* Task instructions *
Give the number of lines in the records below that include "screenshot", and nothing more.

* Dataset excerpts *

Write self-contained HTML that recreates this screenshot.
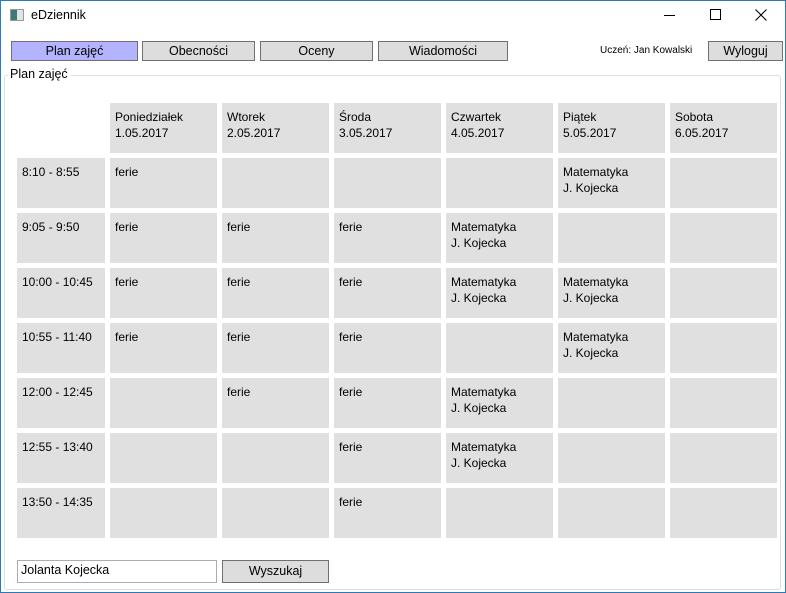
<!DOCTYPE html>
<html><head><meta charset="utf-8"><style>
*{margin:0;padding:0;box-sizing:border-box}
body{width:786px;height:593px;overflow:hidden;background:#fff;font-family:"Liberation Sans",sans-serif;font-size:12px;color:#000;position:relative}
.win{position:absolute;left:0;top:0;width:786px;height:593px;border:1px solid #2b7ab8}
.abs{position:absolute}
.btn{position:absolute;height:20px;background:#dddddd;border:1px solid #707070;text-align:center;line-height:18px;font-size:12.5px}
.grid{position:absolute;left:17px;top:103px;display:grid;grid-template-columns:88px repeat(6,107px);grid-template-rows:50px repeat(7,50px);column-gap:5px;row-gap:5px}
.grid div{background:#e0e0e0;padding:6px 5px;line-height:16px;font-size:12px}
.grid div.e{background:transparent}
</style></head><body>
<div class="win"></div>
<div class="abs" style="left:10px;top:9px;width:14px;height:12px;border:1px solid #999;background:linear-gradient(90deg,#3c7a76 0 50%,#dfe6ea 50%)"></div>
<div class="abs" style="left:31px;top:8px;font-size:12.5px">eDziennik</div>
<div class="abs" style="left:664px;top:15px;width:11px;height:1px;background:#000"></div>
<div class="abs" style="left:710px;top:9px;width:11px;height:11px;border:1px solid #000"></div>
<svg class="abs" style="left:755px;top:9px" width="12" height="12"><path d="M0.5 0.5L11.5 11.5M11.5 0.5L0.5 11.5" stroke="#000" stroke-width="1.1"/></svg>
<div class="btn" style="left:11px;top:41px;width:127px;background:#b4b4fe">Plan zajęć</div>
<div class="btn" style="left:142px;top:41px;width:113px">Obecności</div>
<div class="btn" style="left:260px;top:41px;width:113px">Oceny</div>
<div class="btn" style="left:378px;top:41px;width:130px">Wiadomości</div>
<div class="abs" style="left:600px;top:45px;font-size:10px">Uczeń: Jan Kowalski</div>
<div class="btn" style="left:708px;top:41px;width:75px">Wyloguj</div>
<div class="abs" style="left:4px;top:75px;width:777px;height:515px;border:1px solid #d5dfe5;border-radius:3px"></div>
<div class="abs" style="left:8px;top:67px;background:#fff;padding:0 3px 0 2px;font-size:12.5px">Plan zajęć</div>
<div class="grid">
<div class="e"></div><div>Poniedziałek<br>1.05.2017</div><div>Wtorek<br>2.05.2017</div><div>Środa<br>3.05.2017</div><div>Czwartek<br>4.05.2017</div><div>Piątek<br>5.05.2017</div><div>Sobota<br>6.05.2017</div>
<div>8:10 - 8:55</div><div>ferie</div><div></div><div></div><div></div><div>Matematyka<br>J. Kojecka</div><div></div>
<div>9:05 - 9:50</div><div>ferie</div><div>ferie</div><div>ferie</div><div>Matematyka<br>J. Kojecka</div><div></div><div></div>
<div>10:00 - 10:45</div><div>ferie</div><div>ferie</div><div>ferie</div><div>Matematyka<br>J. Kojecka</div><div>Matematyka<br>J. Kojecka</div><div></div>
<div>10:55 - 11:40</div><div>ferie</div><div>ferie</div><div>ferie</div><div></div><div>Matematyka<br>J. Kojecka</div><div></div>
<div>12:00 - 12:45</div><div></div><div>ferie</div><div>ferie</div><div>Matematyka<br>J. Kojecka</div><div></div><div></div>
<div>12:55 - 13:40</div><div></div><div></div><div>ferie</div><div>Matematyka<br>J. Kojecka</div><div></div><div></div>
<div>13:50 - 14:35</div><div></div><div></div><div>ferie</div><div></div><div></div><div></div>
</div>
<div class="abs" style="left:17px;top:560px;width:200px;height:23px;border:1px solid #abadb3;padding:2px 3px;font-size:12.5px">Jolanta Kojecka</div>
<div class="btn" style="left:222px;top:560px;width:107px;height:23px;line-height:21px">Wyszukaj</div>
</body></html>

* * *

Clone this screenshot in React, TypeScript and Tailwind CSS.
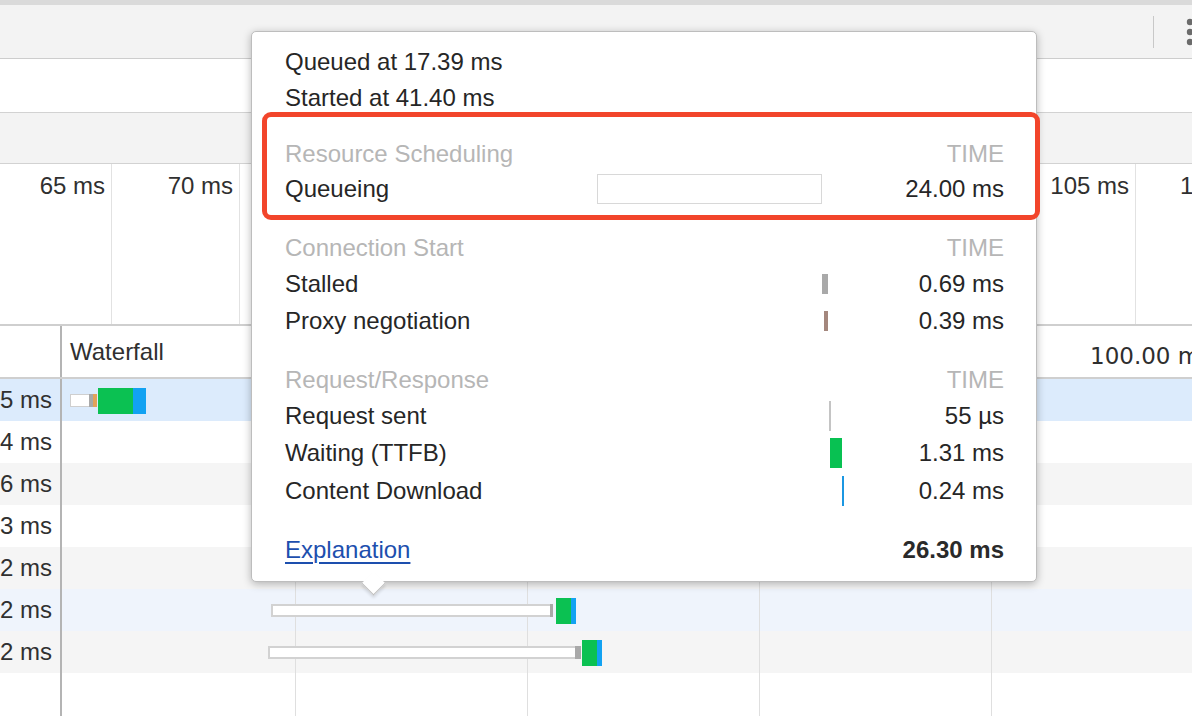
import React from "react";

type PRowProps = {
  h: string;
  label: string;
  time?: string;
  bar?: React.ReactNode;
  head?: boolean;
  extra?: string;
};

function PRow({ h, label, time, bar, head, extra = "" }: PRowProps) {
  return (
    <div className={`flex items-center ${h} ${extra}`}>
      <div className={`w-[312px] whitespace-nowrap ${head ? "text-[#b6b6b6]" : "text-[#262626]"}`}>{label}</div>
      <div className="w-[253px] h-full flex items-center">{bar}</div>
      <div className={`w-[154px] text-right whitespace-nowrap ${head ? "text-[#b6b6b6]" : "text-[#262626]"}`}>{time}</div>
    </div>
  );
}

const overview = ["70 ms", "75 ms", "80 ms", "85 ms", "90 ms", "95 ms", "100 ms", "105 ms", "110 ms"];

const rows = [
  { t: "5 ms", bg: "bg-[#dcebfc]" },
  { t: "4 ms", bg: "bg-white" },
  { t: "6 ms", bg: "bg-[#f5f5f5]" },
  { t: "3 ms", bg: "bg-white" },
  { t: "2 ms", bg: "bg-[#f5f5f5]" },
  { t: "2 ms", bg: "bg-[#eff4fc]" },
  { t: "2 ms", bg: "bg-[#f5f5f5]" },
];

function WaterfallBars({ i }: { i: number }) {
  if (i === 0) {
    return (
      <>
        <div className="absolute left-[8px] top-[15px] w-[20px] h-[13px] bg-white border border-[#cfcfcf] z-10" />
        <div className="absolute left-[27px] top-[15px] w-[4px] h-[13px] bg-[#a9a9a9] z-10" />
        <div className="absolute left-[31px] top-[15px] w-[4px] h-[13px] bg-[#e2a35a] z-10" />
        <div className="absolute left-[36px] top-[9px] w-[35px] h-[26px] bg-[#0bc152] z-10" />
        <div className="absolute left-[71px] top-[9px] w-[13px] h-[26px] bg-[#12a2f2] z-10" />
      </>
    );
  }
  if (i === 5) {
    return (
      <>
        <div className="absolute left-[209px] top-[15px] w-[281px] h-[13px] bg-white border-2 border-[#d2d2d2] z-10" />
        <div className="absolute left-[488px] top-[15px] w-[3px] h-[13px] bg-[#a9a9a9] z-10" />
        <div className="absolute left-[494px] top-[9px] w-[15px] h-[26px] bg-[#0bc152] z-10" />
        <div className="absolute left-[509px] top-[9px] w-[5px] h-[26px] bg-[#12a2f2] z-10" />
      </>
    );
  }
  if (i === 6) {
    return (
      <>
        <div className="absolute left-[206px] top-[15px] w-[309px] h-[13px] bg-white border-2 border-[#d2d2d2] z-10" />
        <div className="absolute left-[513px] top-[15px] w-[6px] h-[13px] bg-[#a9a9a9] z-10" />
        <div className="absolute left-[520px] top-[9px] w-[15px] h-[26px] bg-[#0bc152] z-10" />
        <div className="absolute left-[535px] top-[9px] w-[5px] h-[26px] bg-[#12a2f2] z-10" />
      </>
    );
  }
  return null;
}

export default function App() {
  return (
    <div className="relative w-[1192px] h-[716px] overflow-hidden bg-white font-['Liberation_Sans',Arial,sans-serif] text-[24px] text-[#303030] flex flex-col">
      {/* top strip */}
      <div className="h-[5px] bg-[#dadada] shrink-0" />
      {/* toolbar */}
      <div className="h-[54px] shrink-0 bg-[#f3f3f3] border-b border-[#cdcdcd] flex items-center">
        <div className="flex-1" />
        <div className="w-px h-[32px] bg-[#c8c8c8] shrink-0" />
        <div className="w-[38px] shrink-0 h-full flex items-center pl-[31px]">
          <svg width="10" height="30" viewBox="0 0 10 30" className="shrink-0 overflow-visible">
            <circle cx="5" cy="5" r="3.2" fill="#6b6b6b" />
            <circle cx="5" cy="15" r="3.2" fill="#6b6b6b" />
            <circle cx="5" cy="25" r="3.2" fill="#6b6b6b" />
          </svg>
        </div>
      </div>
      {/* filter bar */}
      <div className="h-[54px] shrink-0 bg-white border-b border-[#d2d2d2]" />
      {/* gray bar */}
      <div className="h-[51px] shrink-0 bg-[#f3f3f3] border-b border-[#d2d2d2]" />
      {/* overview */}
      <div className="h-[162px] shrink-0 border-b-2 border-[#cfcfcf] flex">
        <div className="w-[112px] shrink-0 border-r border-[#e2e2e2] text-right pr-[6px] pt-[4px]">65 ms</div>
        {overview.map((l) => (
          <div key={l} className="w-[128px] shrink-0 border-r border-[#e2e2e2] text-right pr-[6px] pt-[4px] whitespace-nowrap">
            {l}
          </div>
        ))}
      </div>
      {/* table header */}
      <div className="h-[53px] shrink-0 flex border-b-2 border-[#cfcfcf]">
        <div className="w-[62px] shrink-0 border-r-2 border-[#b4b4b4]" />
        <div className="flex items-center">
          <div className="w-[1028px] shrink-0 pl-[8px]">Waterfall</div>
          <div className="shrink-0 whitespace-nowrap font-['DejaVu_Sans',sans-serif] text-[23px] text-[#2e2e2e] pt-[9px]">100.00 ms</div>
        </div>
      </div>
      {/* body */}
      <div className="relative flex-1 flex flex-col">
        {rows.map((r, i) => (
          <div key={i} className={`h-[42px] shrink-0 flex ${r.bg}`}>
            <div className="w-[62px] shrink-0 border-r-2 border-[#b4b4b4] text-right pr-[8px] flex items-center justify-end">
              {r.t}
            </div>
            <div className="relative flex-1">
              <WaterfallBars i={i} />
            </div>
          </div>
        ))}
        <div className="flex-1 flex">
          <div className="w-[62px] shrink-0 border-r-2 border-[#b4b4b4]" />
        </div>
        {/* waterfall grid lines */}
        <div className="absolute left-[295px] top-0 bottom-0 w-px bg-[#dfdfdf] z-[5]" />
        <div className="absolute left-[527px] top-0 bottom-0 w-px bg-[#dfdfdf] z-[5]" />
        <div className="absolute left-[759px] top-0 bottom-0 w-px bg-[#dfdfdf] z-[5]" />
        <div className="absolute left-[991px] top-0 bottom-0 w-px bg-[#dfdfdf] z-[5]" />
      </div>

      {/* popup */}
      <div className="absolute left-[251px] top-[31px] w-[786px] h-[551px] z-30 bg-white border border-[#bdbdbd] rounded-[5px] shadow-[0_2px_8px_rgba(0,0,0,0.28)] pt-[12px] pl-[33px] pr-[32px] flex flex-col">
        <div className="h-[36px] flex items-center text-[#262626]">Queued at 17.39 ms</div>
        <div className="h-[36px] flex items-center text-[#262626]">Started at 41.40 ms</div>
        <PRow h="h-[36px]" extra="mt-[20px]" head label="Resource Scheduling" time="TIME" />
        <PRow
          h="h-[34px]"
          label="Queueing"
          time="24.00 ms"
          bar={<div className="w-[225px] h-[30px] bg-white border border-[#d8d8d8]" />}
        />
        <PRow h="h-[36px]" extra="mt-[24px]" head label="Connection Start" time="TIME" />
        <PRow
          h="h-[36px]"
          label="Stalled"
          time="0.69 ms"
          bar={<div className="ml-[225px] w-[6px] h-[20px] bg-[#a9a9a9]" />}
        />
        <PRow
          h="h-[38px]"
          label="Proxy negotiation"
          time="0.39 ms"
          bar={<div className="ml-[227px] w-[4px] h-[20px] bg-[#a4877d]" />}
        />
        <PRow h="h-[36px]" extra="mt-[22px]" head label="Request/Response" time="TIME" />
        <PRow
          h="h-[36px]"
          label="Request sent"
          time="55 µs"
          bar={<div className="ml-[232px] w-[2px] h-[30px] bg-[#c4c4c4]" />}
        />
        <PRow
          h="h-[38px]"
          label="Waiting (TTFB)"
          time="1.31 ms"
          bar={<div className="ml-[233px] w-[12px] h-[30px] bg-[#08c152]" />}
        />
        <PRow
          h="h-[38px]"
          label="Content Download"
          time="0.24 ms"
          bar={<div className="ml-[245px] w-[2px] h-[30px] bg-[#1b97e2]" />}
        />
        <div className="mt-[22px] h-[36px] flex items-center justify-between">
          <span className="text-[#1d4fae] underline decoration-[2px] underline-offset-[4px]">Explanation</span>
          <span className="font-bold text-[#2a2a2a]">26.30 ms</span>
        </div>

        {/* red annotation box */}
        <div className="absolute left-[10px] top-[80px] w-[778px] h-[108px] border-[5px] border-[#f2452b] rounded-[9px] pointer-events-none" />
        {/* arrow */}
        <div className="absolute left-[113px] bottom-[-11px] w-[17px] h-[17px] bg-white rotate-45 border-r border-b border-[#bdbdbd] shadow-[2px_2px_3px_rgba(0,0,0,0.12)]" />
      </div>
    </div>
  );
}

* Response to the task *
2